Исследование С. С. Аверинцева показывает, что гуманисты генетически зависели, конечно, от греческого «творческого принципа», и в этом смысле всюду, где я перевожу «lilterae» как «словесность», нужно было бы сказать «литература». Вместе с тем, не решаясь что-либо уверенно утверждать относительно античности, я склонен все же думать, что интеллигенции, хотя бы в ренессансном виде, античность не знала. С. С. Аверинцев справедливо подчеркивает, что «задачу синтеза «Афин» и «Иерусалима», поставленную в эллинистическую эпоху, решать «должна была европейская культура, и притом всем своим существованием». Ее решали и гуманисты вслед за патристической и средневековой традицией и вопреки ей. Поэтому их «litterae» не были только «литературой», сами же они (особенно неоплатоники, но и ранние гуманисты) — не были профессиональными литераторами.
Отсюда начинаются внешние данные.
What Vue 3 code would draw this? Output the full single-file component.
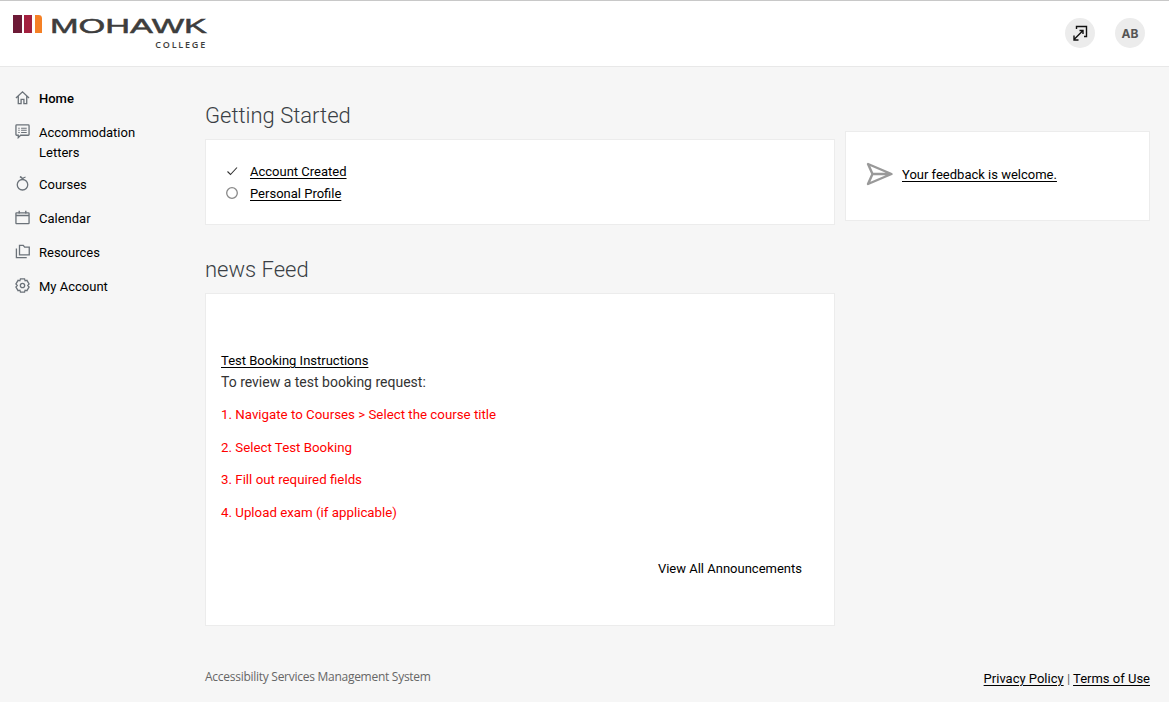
<script setup>
const nav = [
  { label: 'Home', icon: 'home', active: true },
  { label: 'Accommodation Letters', icon: 'letters' },
  { label: 'Courses', icon: 'apple' },
  { label: 'Calendar', icon: 'calendar' },
  { label: 'Resources', icon: 'folder' },
  { label: 'My Account', icon: 'gear' }
]
const steps = ['1. Navigate to Courses > Select the course title', '2. Select Test Booking', '3. Fill out required fields', '4. Upload exam (if applicable)']
</script>

<template>
  <div class="page">
    <header class="header">
      <div class="logo">
        <svg width="30" height="18" viewBox="0 0 30 18" class="bars">
          <rect x="0" y="0" width="9" height="18" fill="#6d1a36" />
          <rect x="11" y="0" width="8" height="18" fill="#a3203f" />
          <path d="M22 0h3.500a3.500 3.500 0 0 1 3.500 3.500V18h-7z" fill="#f58025" />
        </svg>
        <div class="wordmark">
          <svg width="156" height="22" viewBox="0 0 156 22" overflow="visible">
            <text x="-2" y="18" textLength="157" lengthAdjust="spacingAndGlyphs" class="mohawk">MOHAWK</text>
          </svg>
          <span class="college">COLLEGE</span>
        </div>
      </div>
      <div class="actions">
        <button class="round">
          <svg width="16" height="16" viewBox="0 0 16 16" fill="none" stroke="#111" stroke-width="1.400">
            <path d="M4.500 4V1.500h10V11.500H12" />
            <path d="M2 14.500L10.500 6M7.500 5.500H11V9M2 10.500V15H6.500" />
          </svg>
        </button>
        <button class="round initials">AB</button>
      </div>
    </header>

    <div class="body">
      <nav class="sidebar">
        <a v-for="item in nav" :key="item.label" class="nav-item" :class="{ active: item.active }">
          <svg class="nav-icon" width="15" height="15" viewBox="0 0 16 16" fill="none" stroke="#6b7279" stroke-width="1.400">
            <template v-if="item.icon === 'home'">
              <path d="M1 8.500L8 2l7 6.500M3.500 6.500V14.500h3v-4.500h3v4.500h3V6.500" />
            </template>
            <template v-else-if="item.icon === 'letters'">
              <path d="M1.800 1h12.400a.8.8 0 0 1 .8.800v9.400a.8.8 0 0 1-.8.800H6l-2.500 2.500V12H1.800a.8.800 0 0 1-.8-.8V1.800a.8.800 0 0 1 .8-.8z" />
              <path d="M3.500 4.500h1.500M6.500 4.500h6M3.500 6.700h1.500M6.500 6.700h6M3.500 9h1.500M6.500 9h6" stroke-width="1.100" />
            </template>
            <template v-else-if="item.icon === 'apple'">
              <circle cx="8" cy="9.300" r="5.600" />
              <path d="M8 3.700C8 2.500 7 1.300 5.200.8M8 3.700c.3-1.300 1.500-2.300 3.200-2.500" />
            </template>
            <template v-else-if="item.icon === 'calendar'">
              <rect x="1" y="3" width="14" height="11.500" rx=".6" />
              <path d="M1 5.800h14M4.500 .8v3M11.500 .8v3" stroke-width="1.500" />
            </template>
            <template v-else-if="item.icon === 'folder'">
              <path d="M4.800 3.200V1.500h4l1.500 1.800h4.900V11.500H4.800z" />
              <path d="M1.500 4.800V14.500H12.500" />
            </template>
            <template v-else>
              <circle cx="8" cy="8" r="2.300" />
              <path d="M5.800 1h4.400l.6 2 1.900-.5L15 6.300 13.600 8l1.400 1.700-2.300 3.800-1.900-.5-.6 2H5.800l-.6-2-1.900.5L1 9.700 2.400 8 1 6.300l2.300-3.800 1.900.5z" />
            </template>
          </svg>
          <span>{{ item.label }}</span>
        </a>
      </nav>

      <div class="content">
        <div class="columns">
          <main class="left">
            <h2 class="title">Getting Started</h2>
            <section class="card started">
              <div class="check-row">
                <svg width="12" height="12" viewBox="0 0 12 12" fill="none" stroke="#333" stroke-width="1.100" class="mark">
                  <path d="M1.500 6.500l3 3L11 2.500" />
                </svg>
                <a class="link">Account Created</a>
              </div>
              <div class="check-row">
                <svg width="12" height="12" viewBox="0 0 12 12" fill="none" stroke="#888" stroke-width="1.300" class="mark">
                  <circle cx="6" cy="6" r="5.300" />
                </svg>
                <a class="link">Personal Profile</a>
              </div>
            </section>

            <h2 class="title second">news Feed</h2>
            <section class="card news">
              <a class="link">Test Booking Instructions</a>
              <p class="intro">To review a test booking request:</p>
              <p v-for="s in steps" :key="s" class="step">{{ s }}</p>
              <div class="all"><a>View All Announcements</a></div>
            </section>
          </main>

          <aside class="card feedback">
            <svg width="28" height="24" viewBox="0 0 28 24" fill="none" stroke="#999" stroke-width="2.400" stroke-linejoin="round">
              <path d="M2 2l23.500 10L2 22l4.500-10zM6.500 12h19" />
            </svg>
            <a class="link">Your feedback is welcome.</a>
          </aside>
        </div>

        <footer class="footer">
          <span class="system">Accessibility Services Management System</span>
          <span class="legal"><a class="link">Privacy Policy</a> <i>|</i> <a class="link">Terms of Use</a></span>
        </footer>
      </div>
    </div>
  </div>
</template>

<style>
html, body { margin: 0; background: #f6f6f6; }
</style>

<style scoped>
.page {
  min-height: 702px;
  background: #f6f6f6;
  font-family: Roboto, sans-serif;
  font-size: 13px;
  color: #000;
}
.header {
  height: 65px;
  border-top: 1px solid #c8c8c8;
  border-bottom: 1px solid #e8e8e8;
  background: #fff;
  display: flex;
  justify-content: space-between;
  padding: 0 24px 0 13px;
}
.logo { display: flex; align-items: flex-start; padding-top: 14px; gap: 9px; }
.bars { display: block; }
.wordmark { display: flex; flex-direction: column; align-items: flex-end; width: 156px; }
.wordmark svg { display: block; }
.mohawk { font-family: "Liberation Sans", sans-serif; font-size: 21px; fill: #3d3d3d; stroke: #3d3d3d; stroke-width: .5px; }
.college { font-family: "Open Sans", sans-serif; font-size: 9px; font-weight: 600; letter-spacing: 1.800px; color: #3d3d3d; line-height: 12px; margin: 2px 1px 0 0; }
.actions { display: flex; gap: 20px; align-items: center; margin-top: -1px; }
.round {
  width: 30px; height: 30px; border-radius: 50%; border: 0; padding: 0;
  background: #ececec; display: flex; align-items: center; justify-content: center;
}
.initials { font-family: Inter, sans-serif; font-size: 12px; font-weight: 700; color: #555; }
.body { display: flex; }
.sidebar {
  width: 205px; flex: none; box-sizing: border-box;
  padding: 17px 40px 0 15px; display: flex; flex-direction: column; gap: 4px;
}
.nav-item {
  display: flex; gap: 9px; align-items: flex-start; line-height: 20px;
  padding: 5px 0 3px; min-height: 30px; box-sizing: border-box;
}
.nav-item.active { font-weight: 500; }
.nav-icon { flex: none; margin-top: 1px; }
.content { flex: 1; min-width: 0; padding-right: 19px; }
.columns { display: flex; gap: 10px; align-items: flex-start; }
.left { width: 630px; flex: none; }
.title {
  margin: 0; font-weight: 300; font-size: 22px; line-height: 28px; color: #3a3f45;
  padding-top: 35px; padding-bottom: 9px;
}
.title.second { padding-top: 31px; }
.card { background: #fff; border: 1px solid #ececec; box-sizing: border-box; }
.started { height: 86px; padding: 20px 0 0 20px; }
.check-row { display: flex; align-items: center; gap: 12px; height: 22px; }
.mark { flex: none; }
.link { color: #000; text-decoration: underline; text-underline-offset: 2px; }
.news { height: 333px; padding: 59px 32px 0 15px; }
.intro { margin: 4px 0 0; font-size: 14px; line-height: 20px; color: #333; }
.step { margin: 13px 0 0; color: #f00; font-size: 13.300px; line-height: 19.500px; }
.all { text-align: right; margin-top: 39px; }
.feedback {
  width: 305px; height: 90px; margin-top: 64px; display: flex; align-items: center;
  gap: 8px; padding: 0 0 4px 20px;
}
.footer {
  display: flex; justify-content: space-between; align-items: flex-start; padding-top: 42px;
}
.system { font-family: "Open Sans", sans-serif; font-size: 12px; letter-spacing: -.27px; color: #666; line-height: 18px; }
.legal { line-height: 20px; margin-top: 1px; }
.legal i { font-style: normal; color: #666; }
</style>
Они совместили на свой лад (а иначе и не могло произойти после почти полутора тысячелетий непрерывного синтеза) «Афины» с «Иерусалимом». Их «litterae» — это также и «словесность». Антитеза жизни и бытия, существования и сущности, сакрального и художественного, мудреца и литератора, «мышления-в-мире» и «мышления-о-мире», антитеза, столь пластично изображенная С. С. Аверинцевым на эллинский лад в виде «характеров» и «масок» двух культур, была гуманистами снята. Собственно, именно десакрализация «словесности», внесение ее духа в светскую сферу «литературы», культуры; вместе с тем принципиальная открытость «литературы» в космос и в социум, неслыханное смешение двух противоположных подходов к слову; внутреннее отождествление жизни и культуры, но благодаря их дистанцированию; понимание их как процесса окультуривания жизни и экзистенциального наполнения культуры, реализации сущности в существовании — именно это дало «гуманизм итальянского типа, в предельном напряжении сил создавший доселе небывалые нормы культуры»{31}
.Итак, прежде всего, конечно, требовались превосходное знание языка, а заодно и четкий почерк. Папа Иннокентий, чтобы выбрать одного из двух претендентов на должность своего секретаря, «велел написать обоим одно и то же письмо»; «письмо, выполненное мессером Леонардо, было лучше, и поэтому место секретаря получил он»{32}
.Во-вторых, требовалась неимоверная память. «Моя беседа с ним тянулась долгими часами, и, однако, я всегда уходил от него неохотно. Ибо дух мой не мог вполне насытиться общением с этим мужем. Какова в нем, о бессмертные боги, сила речи! Какое богатство! Какая память о стольких вещах! Ибо он удерживал в голове не только то, что относится к религии, но и то, что мы называем языческим. Всегда Цицерон, Вергилий, Сенека и другие древние были у него на устах: и не только их мнения и сентенции, но даже сами слова он часто произносил так, что они казались принадлежащими ему самому, а не заимствованными»{33}
.Этот отзыв Бруни о Луиджи Марсильи, вложенный им в уста Салютати, как нельзя лучше показывает, что, хотя память в известном смысле совпадала с культурой именно в средние века (как и во всяком обществе, ориентированном на авторитет традиционного прошлого, заветной мудрости, священного писания, на готовые образцы и формулы) и хотя ренессансное мышление, поскольку оно утверждало себя на античных текстах и примерах и видело идеал позади себя, сохраняло тем самым отчасти средневековые свойства, все же в характере и функциях культурной памяти происходило существенное изменение. Оно состояло прежде всего, разумеется, в секуляризации памяти, устремленной к «языческой» мудрости и красноречию. Но, следовательно, память приобщала не к надвременной истине, а к истине, развернутой в истории. В отзыве Бруни видно, что наибольшее восхищение вызывало такое знание древних, при котором исчезает ощущение цитирования. Память не приковывает к тексту, а освобождает. Если собственные мысли нуждаются в опоре на чужие, зато чужое становится своим, заимствование сливается с творчеством; помнить — здесь означает не только знать, но и уметь жить в античности, отождествлять себя с нею и свободно распоряжаться античной культурой. Больше всего тогда ценили именно способность претворять классическую эрудицию в непосредственное действие и жизненные формы. В этом смысле Ренессанс предстает как проникнутая возвышенной серьезностью игра в античность.